La tre-giorni dei vicari foranei: l'incontro a Villa Immacolata a fine giugno
A Villa Immacolata, a fine giugno, si sono incontrati con il vescovo. Sul “piatto” i passi per concretizzare, nello stile sinodale, gli orizzonti della lettera Ripartiamo da Cana
Si è respirata intensità alla tre-giorni dei vicari foranei, che si è tenuta dal 24 al 26 giugno a Villa Immacolata. Intensità, certo, ma con un bel clima. Di ascolto, confronto, condivisione. Intensità, anche, perché a tema c’erano le diverse concretizzazione di quanto emerso dal cammino sinodale e consegnato alla Diocesi dal vescovo Claudio nella lettera Ripartiamo da Cana. Due vicari foranei che hanno partecipato – don Simone Bottin (che ha un’esperienza di sei anni nel vicariato di Campagna Lupia) e don Alberto Giacomello (subentrato a don Pierpaolo Peron, nei mesi scorsi, nel vicariato di San Giuseppe) – condividono la loro esperienza.
È stata la prima tre-giorni dopo la conclusione del cammino sinodale. Come l’ha vissuta?

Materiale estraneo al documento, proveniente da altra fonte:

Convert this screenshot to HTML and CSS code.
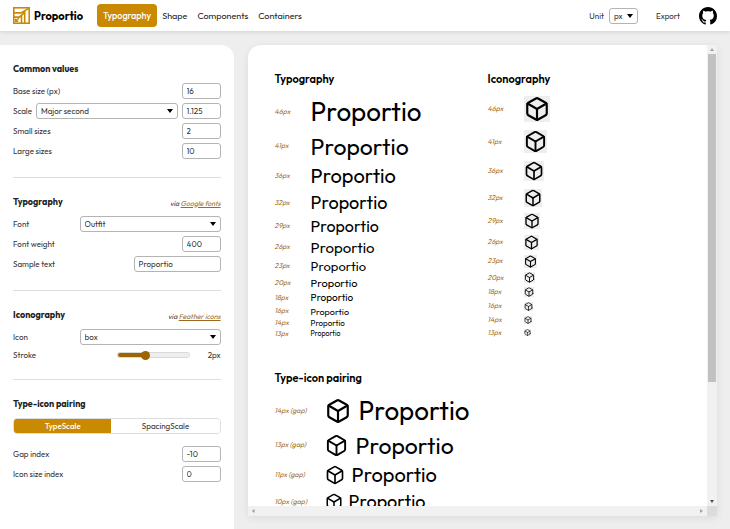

Don Giacomello: «Per me è stata la prima volta in assoluto. L’ho vissuta bene. All’inizio c’era curiosità per capire cosa sarebbe successo, ma poi – con il passare delle ore – è diventata un bel laboratorio di idee e confronto nello stile del discernimento. Questo per poter mettere in moto, da settembre in poi, gli orizzonti contenuti nella lettera post-sinodale». don bottin: «Ho sentito che c’era il desiderio di confrontarsi sul percorso pastorale, ma anche su quello personale. Il confronto è stato schietto sulle varie questioni aperte. Sulle collaborazioni pastorali, come su tutto il resto, ognuno ha potuto dare il proprio contributo. Ho colto da parte del vescovo massima disponibilità e ascolto. Sempre bella, inoltre, l’accoglienza di Villa Immacolata».

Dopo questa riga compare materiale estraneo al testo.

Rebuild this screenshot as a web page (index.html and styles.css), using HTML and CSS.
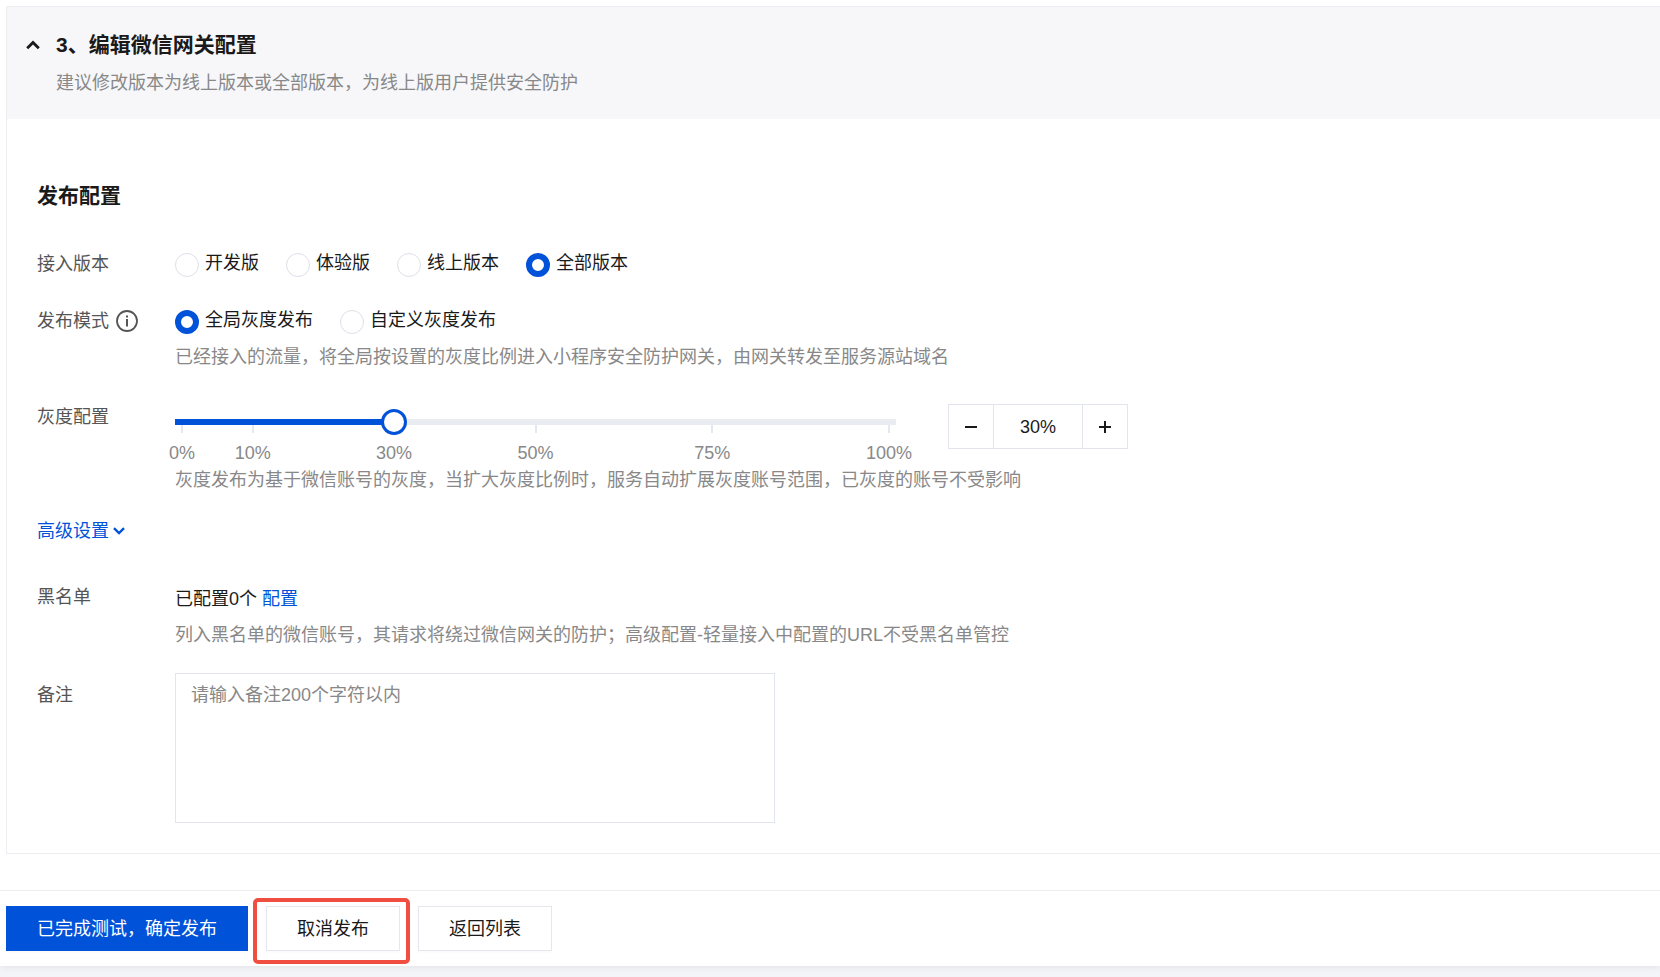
FILE: index.html
```html
<!DOCTYPE html>
<html lang="zh-CN">
<head>
  <meta charset="UTF-8" />
  <meta name="viewport" content="width=device-width, initial-scale=1.0" />
  <title>编辑微信网关配置</title>
  <link rel="stylesheet" href="styles.css">
</head>
<body>
  <div class="page">
    <section class="card">
      <header class="card-header">
        <button class="toggle" type="button" aria-label="收起">
          <svg width="14" height="10" viewBox="0 0 14 10"><path d="M1.2 8.2 L7 2.4 L12.8 8.2" fill="none" stroke="currentColor" stroke-width="2.8"/></svg>
        </button>
        <div>
          <h1>3、编辑微信网关配置</h1>
          <p class="subtitle">建议修改版本为线上版本或全部版本，为线上版用户提供安全防护</p>
        </div>
      </header>

      <form class="card-body" id="publish">
        <h2>发布配置</h2>

        <div class="row">
          <span class="label" id="l-version">接入版本</span>
          <div class="radios" role="radiogroup" aria-labelledby="l-version">
            <label><input type="radio" name="version"><span>开发版</span></label>
            <label><input type="radio" name="version"><span>体验版</span></label>
            <label><input type="radio" name="version"><span>线上版本</span></label>
            <label><input type="radio" name="version" checked><span>全部版本</span></label>
          </div>
        </div>

        <div class="row row-mode">
          <span class="label" id="l-mode">发布模式
            <svg class="info" width="22" height="22" viewBox="0 0 22 22"><circle cx="11" cy="11" r="10" fill="none" stroke="currentColor" stroke-width="1.8"/><path d="M10 5.5h2v2h-2z M10 9h2v7.5h-2z" fill="currentColor"/></svg>
          </span>
          <div>
            <div class="radios" role="radiogroup" aria-labelledby="l-mode">
              <label><input type="radio" name="mode" checked><span>全局灰度发布</span></label>
              <label><input type="radio" name="mode"><span>自定义灰度发布</span></label>
            </div>
            <p class="help">已经接入的流量，将全局按设置的灰度比例进入小程序安全防护网关，由网关转发至服务源站域名</p>
          </div>
        </div>

        <div class="row row-gray">
          <label class="label" for="ratio">灰度配置</label>
          <div>
            <div class="slider-line">
              <div class="slider">
                <input id="ratio" type="range" min="0" max="100" value="30">
                <div class="marks">
                  <span class="mark">0%</span>
                  <span class="mark">10%</span>
                  <span class="mark">30%</span>
                  <span class="mark">50%</span>
                  <span class="mark">75%</span>
                  <span class="mark">100%</span>
                </div>
              </div>
              <div class="stepper">
                <button type="button" aria-label="减少"><svg width="14" height="14" viewBox="0 0 14 14"><path d="M1 7h12" stroke="currentColor" stroke-width="2"/></svg></button>
                <input type="text" value="30%" aria-label="灰度比例">
                <button type="button" aria-label="增加"><svg width="14" height="14" viewBox="0 0 14 14"><path d="M1 7h12M7 1v12" stroke="currentColor" stroke-width="2"/></svg></button>
              </div>
            </div>
            <p class="help">灰度发布为基于微信账号的灰度，当扩大灰度比例时，服务自动扩展灰度账号范围，已灰度的账号不受影响</p>
          </div>
        </div>

        <a class="advanced" href="#">高级设置
          <svg width="12" height="8" viewBox="0 0 12 8"><path d="M1 1.2 L6 6 L11 1.2" fill="none" stroke="currentColor" stroke-width="2.4"/></svg>
        </a>

        <div class="row row-black">
          <span class="label">黑名单</span>
          <div>
            <p class="count">已配置0个 <a href="#">配置</a></p>
            <p class="help">列入黑名单的微信账号，其请求将绕过微信网关的防护；高级配置-轻量接入中配置的URL不受黑名单管控</p>
          </div>
        </div>

        <div class="row row-remark">
          <label class="label" for="remark">备注</label>
          <textarea id="remark" placeholder="请输入备注200个字符以内"></textarea>
        </div>
      </form>
    </section>

    <footer class="actions">
      <button class="btn btn-primary" type="submit" form="publish">已完成测试，确定发布</button>
      <div class="marked"><button class="btn" type="button">取消发布</button></div>
      <button class="btn" type="button">返回列表</button>
    </footer>
  </div>
</body>
</html>
```
FILE: styles.css
```css
* {
  box-sizing: border-box;
}
body {
  margin: 0;
  min-height: 100vh;
  background: #f2f4f8;
  color: #1a1a1a;
  font-family: "Liberation Sans", "Noto Sans CJK SC", sans-serif;
  font-size: 18px;
  line-height: 24px;
}
h1, h2, p {
  margin: 0;
}
h1, h2 {
  font-size: 21px;
  line-height: 30px;
}
a {
  color: #0052d9;
  text-decoration: none;
}
button, input, textarea {
  font: inherit;
  color: inherit;
}
.page {
  background: #fff;
  padding-top: 6px;
  box-shadow: 0 2px 6px rgba(0,0,0,0.06);
}

/* Tarjeta */
.card {
  margin-left: 6px;
  border: 1px solid #ebedf0;
  border-right: none;
}
.card-header {
  display: flex;
  gap: 16px;
  padding: 23px 20px 24px 19px;
  background: #f7f7fa;
}
.toggle {
  display: flex;
  align-items: center;
  height: 30px;
  padding: 0;
  border: none;
  background: none;
  cursor: pointer;
}
.subtitle {
  margin-top: 11px;
  color: #888;
}
.card-body {
  padding: 62px 30px 30px;
}

/* Filas del formulario */
.row {
  display: grid;
  grid-template-columns: 138px 1fr;
  margin-top: 40px;
}
.label {
  display: flex;
  align-items: center;
  align-self: start;
  gap: 7px;
  margin-top: 1px;
  color: #555;
}
.help {
  color: #888;
}
.radios {
  display: flex;
  flex-wrap: wrap;
  gap: 27px;
}
.radios label {
  display: flex;
  align-items: flex-end;
  gap: 6px;
  height: 26px;
  cursor: pointer;
}
.radios span {
  align-self: flex-start;
}
.radios input {
  appearance: none;
  width: 24px;
  height: 24px;
  margin: 0;
  border: 1px solid #dcdfe8;
  border-radius: 50%;
  background: #fff;
}
.radios input:checked {
  border: 6px solid #0052d9;
}
.row-mode {
  margin-top: 31px;
}
.row-mode .help {
  margin-top: 11px;
}
.row-gray {
  margin-top: 35px;
}
.row-black {
  margin-top: 41px;
}
.count {
  margin-top: 3px;
}
.row-black .help {
  margin-top: 12px;
}
.row-remark {
  margin-top: 26px;
}
.row-remark .label {
  margin-top: 10px;
}

/* Control deslizante */
.slider-line {
  display: flex;
  gap: 52px;
}
.slider {
  flex: 0 1 721px;
  padding-top: 15px;
}
.slider input {
  appearance: none;
  display: block;
  position: relative;
  z-index: 1;
  width: 100%;
  height: 6px;
  margin: 0;
  background: linear-gradient(to right, #0052d9 30%, #e9ecf1 30%);
}
.slider input::-webkit-slider-thumb {
  appearance: none;
  width: 14px;
  height: 14px;
  border-radius: 50%;
  background: #fff;
  box-shadow: 0 0 0 3px #fff, 0 0 0 6px #0052d9;
}
.marks {
  display: grid;
  grid-template-columns: 10fr 20fr 20fr 25fr 25fr 0;
  padding: 0 7px;
  color: #888;
}
.mark {
  display: flex;
  flex-direction: column;
  align-items: center;
  width: 0;
}
.mark::before {
  content: "";
  width: 2px;
  height: 8px;
  margin-bottom: 8px;
  background: #e4e8ef;
}
.row-gray .help {
  margin-top: 3px;
}
.stepper {
  display: flex;
  width: 180px;
  height: 45px;
  border: 1px solid #e2e5ee;
}
.stepper button {
  display: flex;
  align-items: center;
  justify-content: center;
  width: 44px;
  padding: 0;
  border: none;
  background: #fff;
}
.stepper input {
  flex: 1;
  min-width: 0;
  padding: 0;
  border: solid #e2e5ee;
  border-width: 0 1px;
  text-align: center;
}

.advanced {
  display: inline-flex;
  align-items: center;
  gap: 4px;
  margin-top: 27px;
  vertical-align: top;
}
textarea {
  width: 600px;
  max-width: 100%;
  height: 150px;
  padding: 9px 15px;
  border: 1px solid #e2e5ee;
  resize: none;
}
textarea::placeholder {
  color: #888;
}

/* Botones */
.actions {
  display: flex;
  gap: 18px;
  margin-top: 36px;
  padding: 15px 6px;
  border-top: 1px solid #ebedf0;
}
.btn {
  height: 45px;
  padding: 0 30px;
  border: 1px solid #e5e6ee;
  background: #fff;
  box-shadow: 0 2px 2px rgba(0,0,0,0.02);
  cursor: pointer;
}
.btn-primary {
  border-color: #0052d9;
  background: #0052d9;
  color: #fff;
}
.marked {
  position: relative;
}
.marked::after {
  content: "";
  position: absolute;
  inset: -8px -10px -13px -13px;
  border: 4px solid #f04e40;
  border-radius: 5px;
  pointer-events: none;
}
```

Cosa – rispetto alla concretizzazione del cammino sinodale – è particolarmente risuonato nella tre-giorni? Don Bottin: «Sicuramente il “tema” delle collaborazioni pastorali. Ma anche, almeno secondo quanto ho colto, la necessità di lavorare insieme tra sacerdoti. È necessario uno stile sinodale, dai vertici fino alla base. Stile su cui investire, nonostante le fatica, e che va accompagnato. Camminare insieme è la strada maestra. Lo stile della tre-giorni ce l’ha dimostrato. Ognuno di noi ha il compito di portarlo nella sua realtà vicariale. Ho colto, inoltre, quanto sia centrale la spiritualità del prete: chiede sostegno». don giacomello: «Le collaborazioni pastorali ci hanno fatto ragionare molto. In particolare perché la proposta di suddivisione del territorio contenuta nella lettera post-sinodale ha bisogno di essere maggiormente calibrata su ciascuna realtà locale. Personalmente sento forte, accanto alla riorganizzazione territoriale, la questione dei ministeri battesimali: sono la vera chiave di volta. In generale, ho colto che siamo cresciuti – grazie al cammino degli ultimi anni –nello stile sinodale».
Quali auspici per il tratto di strada che come Chiesa di Padova abbiamo davanti?
Don Giacomello: «Auspico che questo cammino venga affrontato con fiducia ed entusiasmo. Siamo certi che con noi c’è Gesù. Il Vangelo di alcune domeniche fa ce lo mostra sulla barca che dorme. Ma è a poppa, lì dove si trova il timone. Senza di lui non si va da nessuna parte. Sicuramente questo percorso porterà dei frutti. Siamo chiamati a seminare». don bottin: «Dobbiamo avere la sapienza della gradualità. Persone e parrocchie hanno i loro tempi e vanno rispettati. Non cadiamo nell’ansia di prestazione. Mi viene un’immagine: i giovani corrono, mentre gli anziani vanno piano… ma sanno dove andare».